§ **Work instructions**
Work out how many lines contain "React". Reply with the count alone.

§ **Collected data**
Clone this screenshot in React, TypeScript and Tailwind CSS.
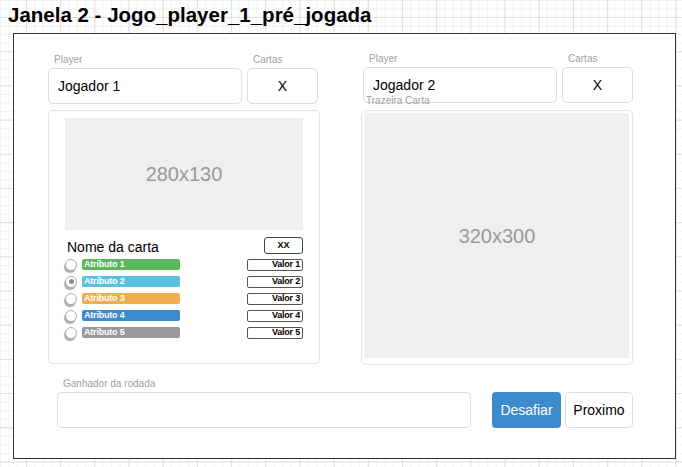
import React from "react";

const font = "font-['Liberation_Sans',Arial,Helvetica,sans-serif]";

const ATTRIBUTES = [
  { name: "Atributo 1", value: "Valor 1", color: "bg-[#5cb85c]" },
  { name: "Atributo 2", value: "Valor 2", color: "bg-[#5bc0de]", checked: true },
  { name: "Atributo 3", value: "Valor 3", color: "bg-[#f0ad4e]" },
  { name: "Atributo 4", value: "Valor 4", color: "bg-[#3d8bcd]" },
  { name: "Atributo 5", value: "Valor 5", color: "bg-[#999999]" },
];

function Label({ children }: { children: React.ReactNode }) {
  return <div className="pl-[6px] text-[10px] leading-[12px] text-[#a0a0a0]">{children}</div>;
}

function Field({ children, className = "" }: { children?: React.ReactNode; className?: string }) {
  return (
    <div
      className={`flex h-[36px] items-center rounded-[5px] border border-[#dedede] bg-white text-[14px] text-black ${className}`}
    >
      {children}
    </div>
  );
}

function PlayerRow({ name }: { name: string }) {
  return (
    <div className="flex gap-[5px]">
      <div className="flex w-[194px] flex-col gap-[2px]">
        <Label>Player</Label>
        <Field className="pl-[9px]">{name}</Field>
      </div>
      <div className="flex w-[71px] flex-col gap-[2px]">
        <Label>Cartas</Label>
        <Field className="justify-center">X</Field>
      </div>
    </div>
  );
}

function Radio({ checked }: { checked?: boolean }) {
  return (
    <span className="flex h-[12px] w-[12px] shrink-0 items-center justify-center rounded-full border border-[#b0b0b0] bg-white shadow-[-1px_2px_1px_#aaaaaa]">
      {checked && <span className="h-[5px] w-[5px] rounded-full bg-[#8a8a8a]" />}
    </span>
  );
}

function Placeholder({ text, className }: { text: string; className: string }) {
  return (
    <div className={`flex items-center justify-center bg-[#efefef] text-[20px] text-[#9a9a9a] ${className}`}>
      {text}
    </div>
  );
}

export default function App() {
  return (
    <div
      className={`${font} min-h-screen w-full bg-white bg-[linear-gradient(to_right,#e0e0e0_1px,transparent_1px),linear-gradient(to_bottom,#e0e0e0_1px,transparent_1px),linear-gradient(to_right,#f1f1f1_1px,transparent_1px),linear-gradient(to_bottom,#f1f1f1_1px,transparent_1px)] bg-[size:34.2px_34.2px,34.2px_34.2px,8.55px_8.55px,8.55px_8.55px] bg-[position:26px_17px,26px_17px,0px_0px,0px_0px]`}
    >
      <h1 className="pl-[8px] pt-[3px] text-[20.5px] font-bold leading-[23px] text-black">
        Janela 2 - Jogo_player_1_pré_jogada
      </h1>

      {/* Window frame */}
      <div className="ml-[13px] mt-[7px] h-[426px] w-[663px] border border-[#333] bg-white pl-[34px] pr-[42px]">
        <div className="flex gap-[41px]">
          {/* Player 1 */}
          <div className="flex w-[272px] flex-col pt-[20px]">
            <PlayerRow name="Jogador 1" />
            <div className="mt-[6px] flex h-[254px] flex-col rounded-[5px] border border-[#e3e3e3] px-[16px] pt-[7px]">
              <Placeholder text="280x130" className="h-[112px] w-full" />
              <div className="mt-[7px] flex h-[17px] items-end justify-between">
                <span className="pl-[2px] text-[14px] leading-[14px] text-black">Nome da carta</span>
                <span className="flex h-[17px] w-[39px] items-center justify-center rounded-[3px] border border-[#444] text-[9px] font-bold">
                  XX
                </span>
              </div>
              <div className="mt-[5px] flex flex-col gap-[6px]">
                {ATTRIBUTES.map((a) => (
                  <div key={a.name} className="flex h-[11px] items-center">
                    <Radio checked={a.checked} />
                    <span
                      className={`ml-[5px] flex h-[11px] w-[98px] items-center rounded-[2px] pl-[2px] text-[9px] font-bold leading-none tracking-[-0.2px] text-white ${a.color}`}
                    >
                      {a.name}
                    </span>
                    <span className="ml-auto flex h-[12px] w-[56px] items-center justify-end rounded-[2px] border border-[#555] pr-[2px] text-[9px] font-bold leading-none tracking-[-0.2px] text-black">
                      {a.value}
                    </span>
                  </div>
                ))}
              </div>
            </div>
          </div>

          {/* Player 2 */}
          <div className="flex w-[272px] flex-col pt-[19px]">
            <div className="pl-[2px]">
              <PlayerRow name="Jogador 2" />
            </div>
            <div className="relative mt-[7px] h-[255px] rounded-[5px] border border-[#e3e3e3] px-[3px] pt-[2px]">
              <span className="absolute left-[4px] top-[-16px] z-10 text-[10px] leading-[12px] text-[#a0a0a0]">
                Trazeira Carta
              </span>
              <Placeholder text="320x300" className="h-[245px] w-full" />
            </div>
          </div>
        </div>

        {/* Round winner + actions */}
        <div className="mt-[13px] flex items-end pl-[9px]">
          <div className="flex w-[414px] flex-col gap-[2px]">
            <Label>Ganhador da rodada</Label>
            <Field />
          </div>
          <button className="ml-[21px] h-[36px] w-[69px] rounded-[4px] bg-[#3d8bcd] text-[14px] text-white">
            Desafiar
          </button>
          <button className="ml-[4px] h-[36px] w-[68px] rounded-[4px] border border-[#dedede] bg-white text-[14px] text-black">
            Proximo
          </button>
        </div>
      </div>
    </div>
  );
}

§ **The response**
4